Second: Deloitte's State of AI in the Enterprise 2026 confirms that 75% of organizations remain stuck in pilot mode. They haven't moved 40% or more of their AI experiments into production. The infrastructure isn't straining under production AI workloads. It's straining under the weight of endless experimentation.
Third: Harvard Business Review reported this week that 60% of AI-related layoffs are anticipatory, not based on actual AI implementation. Companies are cutting headcount in anticipation of AI gains that haven't materialized, while simultaneously claiming they need more infrastructure to handle AI demands that aren't delivering value.
The pattern: organizations are making major decisions, on infrastructure, on workforce, on strategy, based on predicted AI capabilities rather than demonstrated ones. They're creating the crisis they claim to be preparing for.
Pilot Purgatory Creates Infrastructure Load Without Value
I've written about the dabbling problem before: enterprises launching experiments instead of committing to operational change. The 95% pilot failure rate isn't just wasted investment. It's the source of the infrastructure strain everyone's panicking about.
Consider what happens when an organization runs dozens of AI pilots simultaneously:
Each pilot needs compute resources, even when it doesn't produce results. Each experiment creates data pipelines, storage requirements, and integration points. Each proof-of-concept adds complexity to an environment that 65% already describe as unmanageable. And when 54% of these initiatives get canceled, the infrastructure they consumed doesn't automatically get cleaned up.
The Cockroach Labs survey found that 100% of respondents expect AI workloads to grow, with 60% predicting increases of 20% or more. But growth in what? Production AI generating business value? Or more pilots adding load while delivering nothing?
The same survey found that 77% expect AI to drive at least 10% of all service disruptions in the coming year. That's not a prediction about AI succeeding. That's a prediction about AI chaos spreading.
The Leadership Disconnect Is the Root Cause
Here's the most revealing statistic: 63% of respondents say their leadership teams underestimate how quickly AI demands will outpace existing data infrastructure.
Think about that. Who approved the AI initiatives creating those demands? The same leadership.
Organizations are launching AI projects without infrastructure strategy, watching those projects create strain, then blaming the strain on AI's inherent demands rather than on the lack of strategic coordination. The infrastructure crisis isn't happening to these organizations. They're doing it to themselves.
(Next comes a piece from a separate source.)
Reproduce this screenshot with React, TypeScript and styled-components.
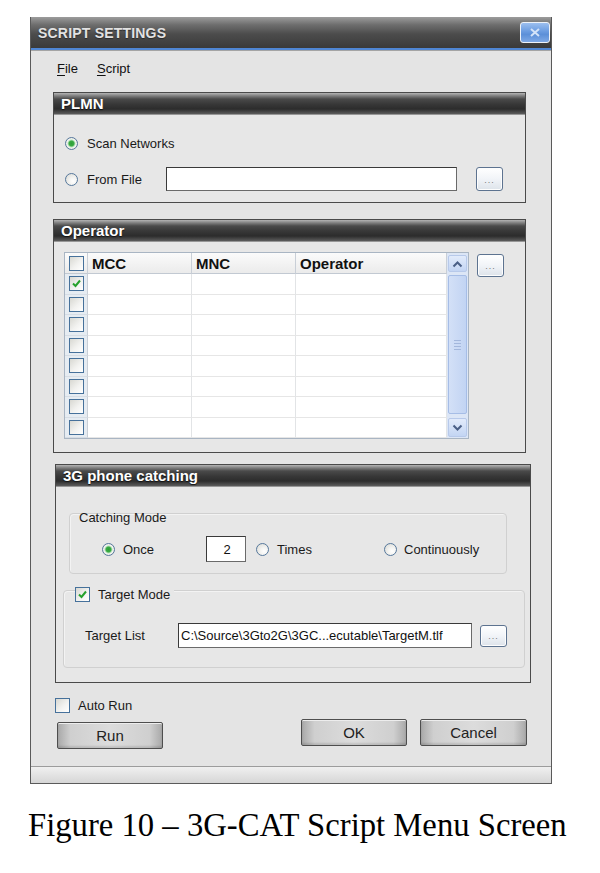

Spencer Kimball, CEO of Cockroach Labs, captured the dynamic: "Leaders aren't worried about whether AI works. They're worried their infrastructure won't hold up once AI is always on."
But here's the thing: AI isn't always on. For 75% of organizations, it's perpetually experimental. The infrastructure strain comes from running experiments at scale, not from AI delivering value at scale.
Security Caution Is the One Rational Response
The Dynatrace Pulse of Agentic AI 2026 report found that 52% of enterprise leaders cite security, privacy, or compliance concerns as the top blocker to scaling agentic AI. Industry coverage often frames this as excessive caution holding back progress.
Given everything else in the data, it's the opposite. Security caution is rational.
I've written about agentic AI as an insider threat: AI agents with system access can be compromised and turned against you. When 83% of organizations predict infrastructure failure, giving autonomous agents access to those failing systems isn't cautious innovation. It's reckless.
The Dynatrace data shows that 44% of organizations still use manual methods to review AI agent communication flows. Only 13% deploy fully autonomous agents. This isn't organizations being slow to adopt. It's organizations correctly recognizing that they haven't built the foundation for safe autonomy.
If your house is on fire, you don't hand the keys to a robot and hope it figures out the evacuation plan.
The Anticipatory Trap
The HBR research on AI layoffs reveals a pattern that extends beyond workforce decisions. A survey of 1,006 global executives found:
- 39% have made low-to-moderate headcount reductions in anticipation of AI
- 21% have made large headcount reductions in anticipation of AI
- Only 2% have made large reductions related to actual AI implementation
As the researchers put it: "The job losses and slowed hiring are real, even though companies are still waiting for generative AI to deliver on its promises."
Oxford Economics analysis is blunter. Their research suggests "firms don't appear to be replacing workers with AI on a significant scale," and that companies may be using AI as cover for routine headcount reductions. Deutsche Bank analysts predict "AI redundancy washing will be a significant feature of 2026."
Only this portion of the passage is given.